In June we talked with Adrian Tolson (Director; Blue Insight) about fuel for commercial carriers in 2020 and beyond. As the discussion moved from VLSFO-HSFO spreads to how the carriers would meet the IMO 2050 decarbonization standards, he mentioned that while ammonia, biofuels, hydrogen (H2), and methanol were being studied and trialed, none of them were currently technically or commercially viable, and how LNG was likely going to be the transition fuel until one of the others was developed.
That next-gen fuel may well be hydrogen; just last week last the Oslo-based Hydrogen Council announced that CMA CGM, NYK, the Port of Rotterdam and TechnipFMC became members; with NYK adding “In the future, NYK will not only transport hydrogen but will also work to realize a hydrogen society, including the development of technology for utilizing hydrogen as a marine fuel.”
Since NYK and CMA CGM are already trialing biomass and LNG, their attention to H2 is noteworthy. The box carriers know there are serious commercial and technical issues to that need to be addressed for any next-gen fuel to be successful, whether it be H2, methanol, biomass, or ammonia. Technological advancements will reduce the fuel’s cost of production, and the major engine manufacturers such as MAN and WinGD are already working with the several next-gen fuels regarding engine efficiency.

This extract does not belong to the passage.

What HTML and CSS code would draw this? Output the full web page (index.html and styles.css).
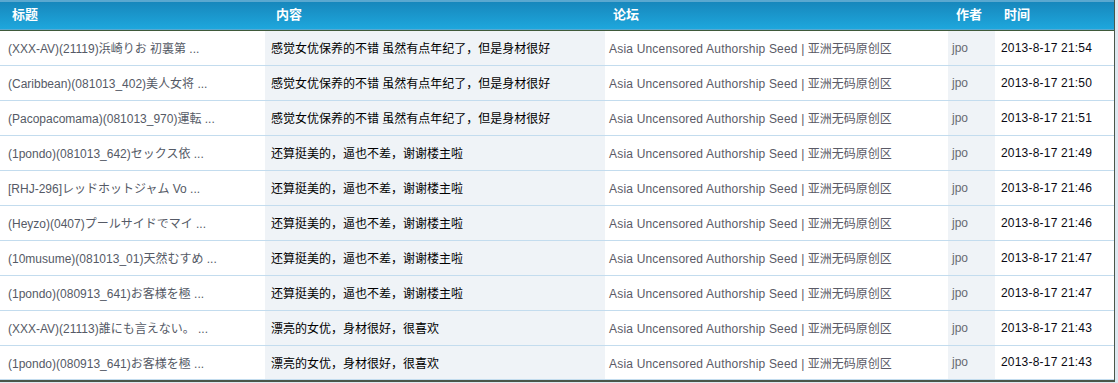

However, while BTU efficiency is important, on-board fuel storage is critical, and recent developments seem to have made hydrogen the most serious candidate.
A Hydrogen Society
Hydrogen is an efficient fuel; it’s already used in a variety of heavy industries such as chemical plants, petroleum refineries, coke ovens, and steel mills, and EU industrial giants either using or gearing up to use H2 are ArcelorMittal, ThyssenJKrupp Steel, SSAB, LKAB, and electric utility Vattenfall. But while powering a steel mill or utility is proof H2 is efficient, economical, and has back-up, the power supply needed by a 24,000 TEU mega has different parameters: it must be both 110% reliable, self-contained, and suitable for 30-45 day voyages without refueling.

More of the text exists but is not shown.